Lo ideal sería socializar de manera íntegra y universal los servicios de salud. Pero es improbable que esto se realice prontamente. Así que mientras la humanidad arriba a esas instancias lo único que nos resta por hacer es tener mayor cautela a la hora de seleccionar los doctores a los que acudimos. Asimismo, es importante no olvidar que somos nosotros quienes debemos cuidar de la salud propia, y no conferirle esa tarea a la gracia y bondad divina de algún santo, ni tampoco a los doctores o a sus instituciones médicas, ávidas de dinero y beneficio. Ese cuidado debe correr a cargo de uno mismo, pues esta visto que quienes cargan formal e institucionalmente con esa responsabilidad responden primordialmente a estímulos de carácter económico, y no sociales, altruistas, estrictamente médicos, tal y como todos (bueno, casi todos) esperamos que algún día suceda.
En efecto (y no me dejará mentir nadie), todos los mexicanos, me atrevo a decir que sin excepción, hemos sido víctimas en una o múltiples ocasiones de negligencia médica, de diagnósticos equívocos o de tratamientos fraudulentos. Mucho tiene que ver el hecho de que en México, al igual que en otras culturas, a los médicos, así como a sus prescripciones, se les confieren una cualidad de infalibilidad, pese a sus constantes desaciertos. La figura del doctor ha sido colocada en un pedestal. Su hipotética capacidad para curar, para sanar, para remediar todas las dolencias y trastornos del cuerpo humano, difícilmente es cuestionada, discutida. Esto explica que nos sujetemos a sus dictámenes y recetas médicas sin titubear, sin averiguar nunca su validez.

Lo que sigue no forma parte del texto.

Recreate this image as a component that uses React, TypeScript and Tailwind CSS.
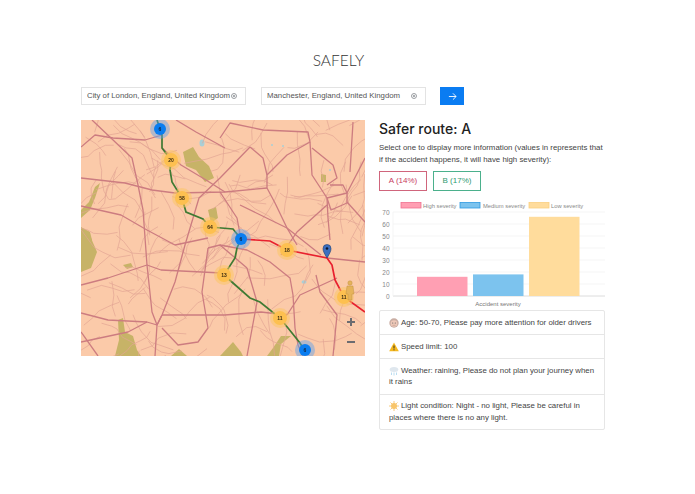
import React from "react";

const majors = [
  "M0 58L44 63L71 70L94 73L144 72L186 68","M11 0L51 38L57 65L62 90L66 145","M0 27L14 15L32 18L64 20L81 15","M81 28L100 45L125 60L144 72",
  "M144 28L115 12L95 0","M139 18L149 3L182 10L227 12L229 22L206 35L186 55L186 68L194 83L206 108L216 125","M169 27L182 38L186 55","M169 27L139 58L118 78L104 125L94 162L81 195L76 205L74 236",
  "M139 72L156 98L160 119","M229 22L231 55L246 78L247 98L249 120","M246 78L266 73L284 38","M231 28L252 45L256 58L246 65","M249 65L262 65L266 73L266 83L250 90L246 78","M266 82L284 102","M272 2L269 52",
  "M159 85L206 108L240 135","M246 85L216 112L200 135","M0 165L27 158L66 145L80 150L141 153","M66 145L71 192L76 205L81 195","M94 125L127 118","M0 193L27 200L66 202L76 205","M0 222L47 212L66 202","M81 195L111 195L144 195L180 192L206 195",
  "M81 208L97 225L117 222L127 208L121 172L127 128","M0 212L17 236","M139 125L166 130L189 142L209 158L212 175L214 208L217 225L222 236","M166 148L171 165L176 182L166 236","M246 138L284 142","M256 158L219 175L206 195","M252 236L256 195L239 172L235 155","M127 128L139 125L166 148","M0 86L40 95L66 110L94 125"
];
const minors: string[] = (() => {
  let s = 11;
  const r = () => { s = (s * 16807) % 2147483647; return s / 2147483647; };
  const out: string[] = [];
  for (let i = 0; i < 170; i++) {
    let x = r() * 284, y = r() * 236, a = r() * 6.28;
    let d = `M${x.toFixed(1)} ${y.toFixed(1)}`;
    const n = 3 + Math.floor(r() * 3);
    for (let j = 0; j < n; j++) {
      a += (r() - 0.5) * 1.2;
      const l = 6 + r() * 10;
      x += Math.cos(a) * l; y += Math.sin(a) * l;
      d += `L${x.toFixed(1)} ${y.toFixed(1)}`;
    }
    out.push(d);
  }
  return out;
})();

function Cluster({ x, y, n, blue }: { x: number; y: number; n: string; blue?: boolean }) {
  return blue ? (
    <g>
      <circle cx={x} cy={y} r="10" fill="#5aa0ee" opacity="0.45" />
      <circle cx={x} cy={y} r="6" fill="#0a7df0" />
      <text x={x} y={y + 2} textAnchor="middle" fontSize="5" fontWeight="700" fill="#10233f" fontFamily="Liberation Sans, sans-serif">{n}</text>
    </g>
  ) : (
    <g>
      <circle cx={x} cy={y} r="10" fill="#fcc560" opacity="0.5" />
      <circle cx={x} cy={y} r="7" fill="#fdc050" />
      <text x={x} y={y + 2} textAnchor="middle" fontSize="5" fontWeight="700" fill="#3a2a10" fontFamily="Liberation Sans, sans-serif">{n}</text>
    </g>
  );
}

function MapView() {
  return (
    <svg viewBox="0 0 284 236" className="w-[284px] h-[236px] shrink-0 blur-[0.4px]">
      <rect width="284" height="236" fill="#fbcaa9" />
      <g fill="#c5b264" opacity="0.95">
        <path d="M102 32L112 27L118 37L128 46L133 58L124 62L115 50L105 46Z" />
        <path d="M0 90L8 82L14 67L19 63L14 78L9 90L0 98Z" />
        <path d="M0 107L9 112L11 120L0 122Z" />
        <path d="M0 115L10 118L16 132L10 148L0 152Z" />
        <path d="M37 200L42 198L44 212L52 216L56 230L60 236L34 236L38 220Z" />
        <path d="M90 236L98 229L106 236Z" />
        <path d="M139 236L152 222L160 232L162 236Z" />
        <path d="M186 236L192 228L200 216L210 216L200 224L198 236Z" />
        <path d="M127 90L135 87L137 98L130 103Z" />
        <path d="M240 54L245 55L245 62L240 62Z" />
        <path d="M42 145L50 143L52 147L46 149Z" />
      </g>
      <g fill="#a9cfd6">
        <ellipse cx="121" cy="23" rx="2.500" ry="3.500" />
        <circle cx="191" cy="25" r="1" />
        <circle cx="202" cy="26" r="1" />
        <circle cx="249" cy="50" r="1" />
        <ellipse cx="223" cy="162" rx="2.500" ry="1.800" />
      </g>
      <g fill="none" stroke="#e2a593" strokeWidth="0.7">
        {minors.map((d, i) => <path key={i} d={d} />)}
      </g>
      <g fill="none" stroke="#cc7c80" strokeWidth="1.3" strokeLinejoin="round">
        {majors.map((d, i) => <path key={i} d={d} />)}
      </g>
      <path d="M160 119L189 121L206 130L246 138L251 145L254 160L263 177L284 192" fill="none" stroke="#e8202e" strokeWidth="1.7" />
      <path d="M76 0L81 15L81 28L90 40L89 50L91 62L101 78L105 92L122 99L129 107L152 109L160 119L156 128L154 138L143 155L152 163L169 178L179 182L199 198L219 223L223 230" fill="none" stroke="#3f7a33" strokeWidth="1.7" />
      <Cluster x={79} y={9} n="6" blue />
      <Cluster x={90} y={40} n="20" />
      <Cluster x={101} y={78} n="58" />
      <Cluster x={129} y={107} n="64" />
      <Cluster x={160} y={119} n="6" blue />
      <Cluster x={143} y={155} n="13" />
      <Cluster x={206} y={130} n="18" />
      <Cluster x={199} y={198} n="11" />
      <Cluster x={263} y={177} n="11" />
      <Cluster x={224} y={230} n="6" blue />
      <path d="M246 138C243 133 242 131 242 128.500A4 4 0 0 1 250 128.500C250 131 249 133 246 138Z" fill="#3b6fc0" stroke="#24406f" strokeWidth="0.6" />
      <circle cx="246" cy="128.500" r="1.3" fill="#0b1730" />
      <g fill="#e6b35a" stroke="#b98a3c" strokeWidth="0.4">
        <circle cx="269" cy="163" r="2.2" />
        <path d="M266 166H272L273 174H271V180H267V174H265Z" />
      </g>
      <path d="M270 198V206M266 202H274" stroke="#6c6c70" strokeWidth="2" />
      <path d="M266 222H274" stroke="#6c6c70" strokeWidth="2" />
    </svg>
  );
}

function Target() {
  return (
    <svg viewBox="0 0 8 8" className="w-[6px] h-[6px] shrink-0">
      <circle cx="4" cy="4" r="3.300" fill="none" stroke="#8b8f94" strokeWidth="1.200" />
      <circle cx="4" cy="4" r="1.300" fill="#8b8f94" />
    </svg>
  );
}

function Chart() {
  const ys = [0, 10, 20, 30, 40, 50, 60, 70];
  const y = (v: number) => 296 - v * 1.2;
  const t = "Liberation Sans, sans-serif";
  const bars = [
    { x: 417, v: 16, c: "#ff9fb3" },
    { x: 473, v: 18, c: "#7cc3ee" },
    { x: 529, v: 66, c: "#ffdc9c" },
  ];
  const leg = [
    { x: 401, w: 20, c: "#ff9fb3", b: "#f0718f", l: "High severity", lx: 423 },
    { x: 460, w: 20, c: "#7cc3ee", b: "#2f9ae0", l: "Medium severity", lx: 483 },
    { x: 529, w: 20, c: "#ffdc9c", b: "#fbcf80", l: "Low severity", lx: 551 },
  ];
  return (
    <svg viewBox="379 196 226 114" className="w-[226px] h-[114px] block mt-[5px]">
      {ys.map((v) => (
        <g key={v}>
          <path d={`M393 ${y(v)}H605`} stroke={v === 0 ? "#dcdcdc" : "#f2f2f2"} strokeWidth={v === 0 ? 1 : 0.8} />
          <text x="389.500" y={y(v) + 2.500} textAnchor="end" fontSize="6.500" fill="#888" fontFamily={t}>{v}</text>
        </g>
      ))}
      <path d="M393 212V296" stroke="#f2f2f2" strokeWidth="0.8" />
      {bars.map((b) => <rect key={b.x} x={b.x} y={y(b.v)} width="50.500" height={b.v * 1.2} fill={b.c} />)}
      {leg.map((l) => (
        <g key={l.l}>
          <rect x={l.x} y="202.500" width={l.w} height="5.500" fill={l.c} stroke={l.b} strokeWidth="0.8" />
          <text x={l.lx} y="207.500" fontSize="5.800" fill="#888" fontFamily={t}>{l.l}</text>
        </g>
      ))}
      <text x="498" y="306" textAnchor="middle" fontSize="6" fill="#777" fontFamily={t}>Accident severity</text>
    </svg>
  );
}

const Face = () => (
  <svg viewBox="0 0 10 10" className="inline-block w-[10px] h-[10px] -my-[2px] mr-[2px] align-[-1px]">
    <circle cx="5" cy="5" r="4.700" fill="#c9ada3" />
    <circle cx="5" cy="5.500" r="3.300" fill="#efc8b8" />
    <circle cx="3.700" cy="5" r="0.600" fill="#666" />
    <circle cx="6.300" cy="5" r="0.600" fill="#666" />
    <path d="M3.500 7.300H6.500" stroke="#b98" strokeWidth="0.6" />
  </svg>
);
const Warn = () => (
  <svg viewBox="0 0 10 10" className="inline-block w-[10px] h-[10px] -my-[2px] mr-[2px] align-[-1px]">
    <path d="M5 0.500L9.800 9.300H0.200Z" fill="#f5b81e" />
    <path d="M5 3.500V6.500M5 7.300V8.300" stroke="#222" strokeWidth="0.9" />
  </svg>
);
const Snow = () => (
  <svg viewBox="0 0 10 10" className="inline-block w-[10px] h-[10px] -my-[2px] mr-[2px] align-[-1px]">
    <ellipse cx="5" cy="3.500" rx="4.300" ry="2.500" fill="#dfe7ee" />
    <path d="M2.500 6.500V9M5 6.500V9.500M7.500 6.500V9" stroke="#a8d4ee" strokeWidth="0.8" />
  </svg>
);
const Sun = () => (
  <svg viewBox="0 0 10 10" className="inline-block w-[10px] h-[10px] -my-[2px] mr-[2px] align-[-1px]">
    <path d="M5 0V10M0 5H10M1.500 1.500L8.500 8.500M8.500 1.500L1.500 8.500" stroke="#f6bd5b" strokeWidth="0.8" />
    <circle cx="5" cy="5" r="3" fill="#f8c56a" />
  </svg>
);

const rowCls = "px-[9px] py-[5.750px] leading-[11.500px] border-b border-[#e6e6e6] last:border-b-0";

export default function App() {
  return (
    <div className="w-[695px] h-[494px] bg-white overflow-hidden text-[#444] font-['Liberation_Sans',sans-serif]">
      <h1 className="pt-[51px] pr-[18px] text-center text-[15.500px] leading-[19px] font-light text-[#333] font-['Lato',sans-serif]">SAFELY</h1>
      <div className="mt-[17px] pl-[81px] flex items-stretch h-[18px] text-[7.800px] text-[#555]">
        <div className="w-[165px] border border-[#e3e3e3] flex items-center justify-between pl-[5px] pr-[8px]">
          <span className="w-[144px] overflow-hidden whitespace-nowrap">City of London, England, United Kingdom</span>
          <Target />
        </div>
        <div className="ml-[15px] w-[165px] border border-[#e3e3e3] flex items-center justify-between pl-[5px] pr-[8px]">
          <span className="whitespace-nowrap">Manchester, England, United Kingdom</span>
          <Target />
        </div>
        <div className="ml-[14px] w-[24px] bg-[#0a7cf2] flex items-center justify-center">
          <svg viewBox="0 0 10 10" className="w-[9px] h-[9px]" fill="none" stroke="#fff" strokeWidth="1">
            <path d="M1 5H9M5.500 1.500L9 5L5.500 8.500" />
          </svg>
        </div>
      </div>
      <div className="mt-[15px] pl-[81px] flex items-start">
        <MapView />
        <div className="ml-[14px] w-[226px]">
          <h2 className="text-[14px] leading-[18px] font-medium text-[#222] font-['Inter',sans-serif]">Safer route: A</h2>
          <p className="mt-[4px] text-[7.850px] leading-[12px] text-[#444]">Select one to display more information (values in represents that if the accident happens, it will have high severity):</p>
          <div className="mt-[5px] flex gap-[6px] text-[8px]">
            <div className="w-[48px] h-[20px] border border-[#d0657c] text-[#c9405f] flex items-center justify-center">A (14%)</div>
            <div className="w-[48px] h-[20px] border border-[#4bb08c] text-[#2f9a6f] flex items-center justify-center">B (17%)</div>
          </div>
          <Chart />
          <div className="border border-[#e6e6e6] rounded-[2px] text-[7.850px] text-[#444]">
            <div className={rowCls}><Face />Age: 50-70, Please pay more attention for older drivers</div>
            <div className={rowCls}><Warn />Speed limit: 100</div>
            <div className={rowCls}><Snow />Weather: raining, Please do not plan your journey when it rains</div>
            <div className={rowCls}><Sun />Light condition: Night - no light, Please be careful in places where there is no any light.</div>
          </div>
        </div>
      </div>
    </div>
  );
}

Pero la causa esencial de estos frecuentes desatinos y atracos –claro está- es la condición lucrativa de los servicios de salud. Uno asiste al médico por necesidad; necesidad de curar algún malestar físico, anímico o incluso mental. En tanto que el médico (de antemano una disculpa por la generalización) recibe y atiende pacientes no por razón de un compromiso honrado con la salud de su comunidad, sino más bien, o al menos primeramente, con motivo de la retribución que exige por consulta. Esta visto que muy frecuentemente los doctores emiten diagnósticos aún sin conocer bien a bien el verdadero problema del enfermo. Reconocer su incompetencia o incapacidad para curar la enfermedad del paciente implica, simple y sencillamente, renunciar al pago por sus servicios. Algo que ni su estatus ni sus bolsillos suelen estar dispuestos a tolerar.

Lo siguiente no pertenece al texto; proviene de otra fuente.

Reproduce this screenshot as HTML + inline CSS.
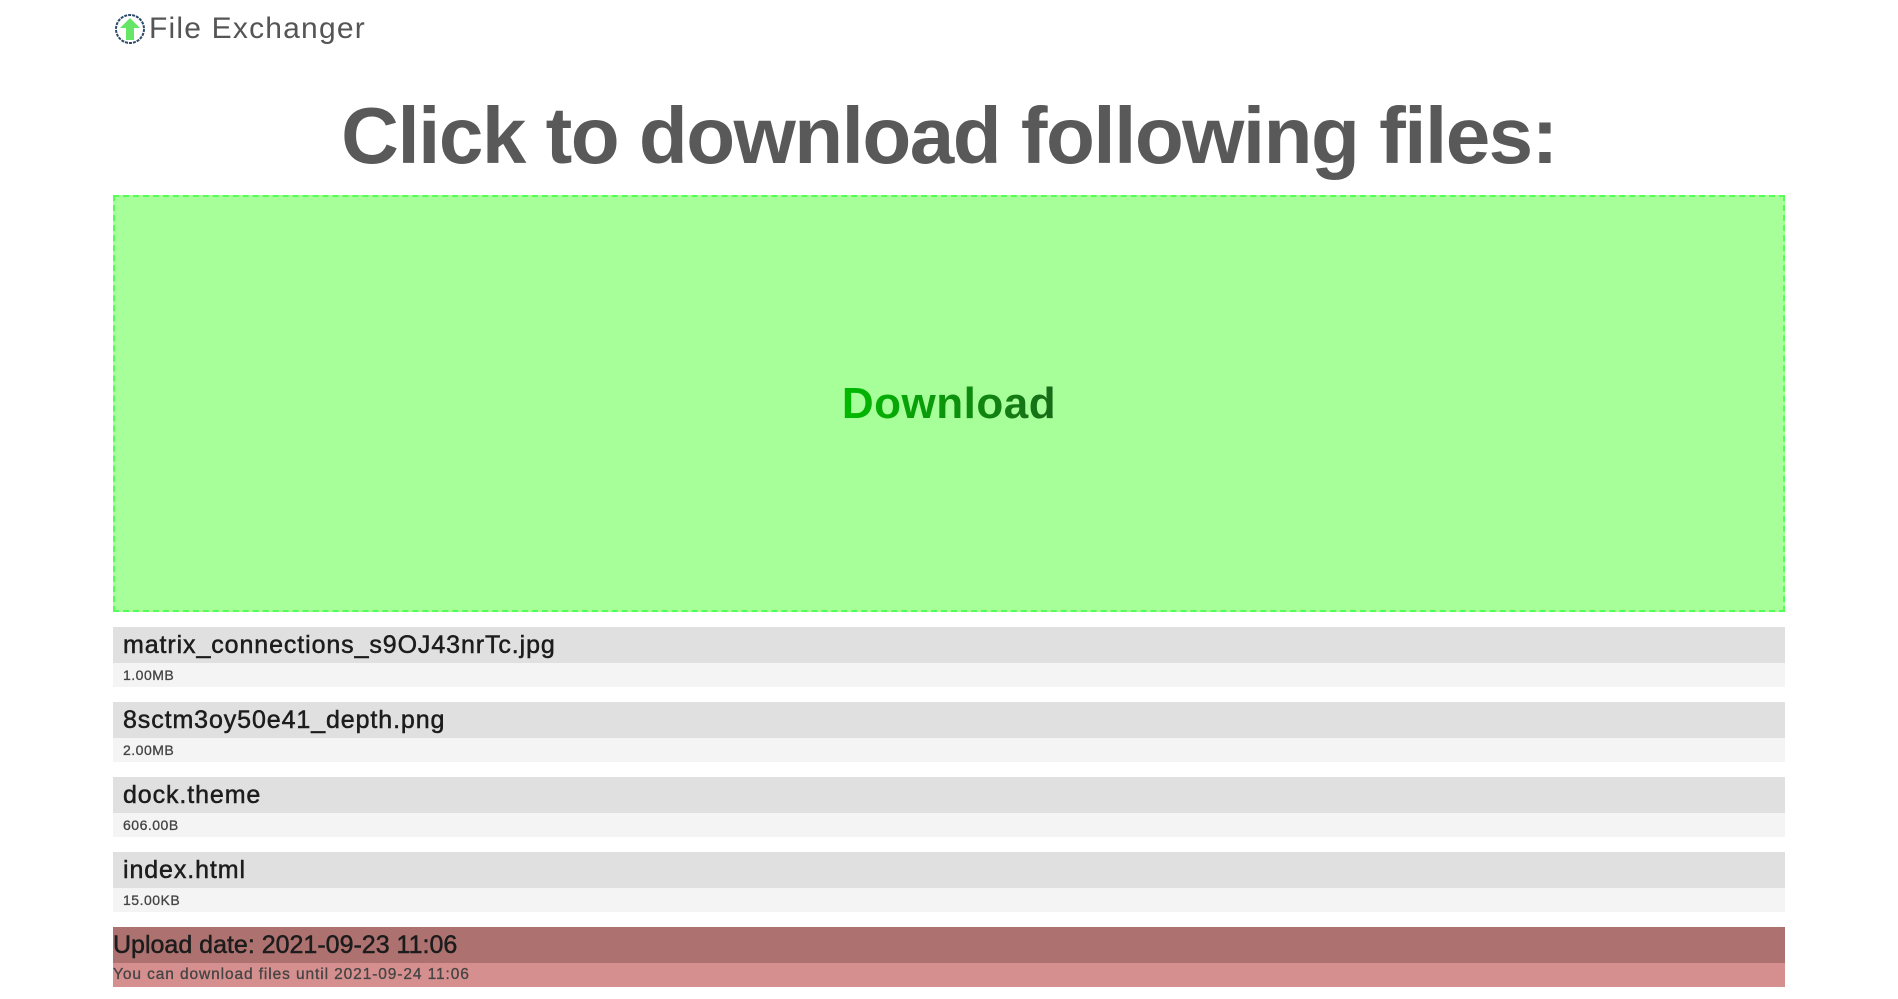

Lo ideal sería socializar de manera íntegra y universal los servicios de salud. Pero es improbable que esto se realice prontamente. Así que mientras la humanidad arriba a esas instancias lo único que nos resta por hacer es tener mayor cautela a la hora de seleccionar los doctores a los que acudimos. Asimismo, es importante no olvidar que somos nosotros quienes debemos cuidar de la salud propia, y no conferirle esa tarea a la gracia y bondad divina de algún santo, ni tampoco a los doctores o a sus instituciones médicas, ávidas de dinero y beneficio. Ese cuidado debe correr a cargo de uno mismo, pues esta visto que quienes cargan formal e institucionalmente con esa responsabilidad responden primordialmente a estímulos de carácter económico, y no sociales, altruistas, estrictamente médicos, tal y como todos (bueno, casi todos) esperamos que algún día suceda.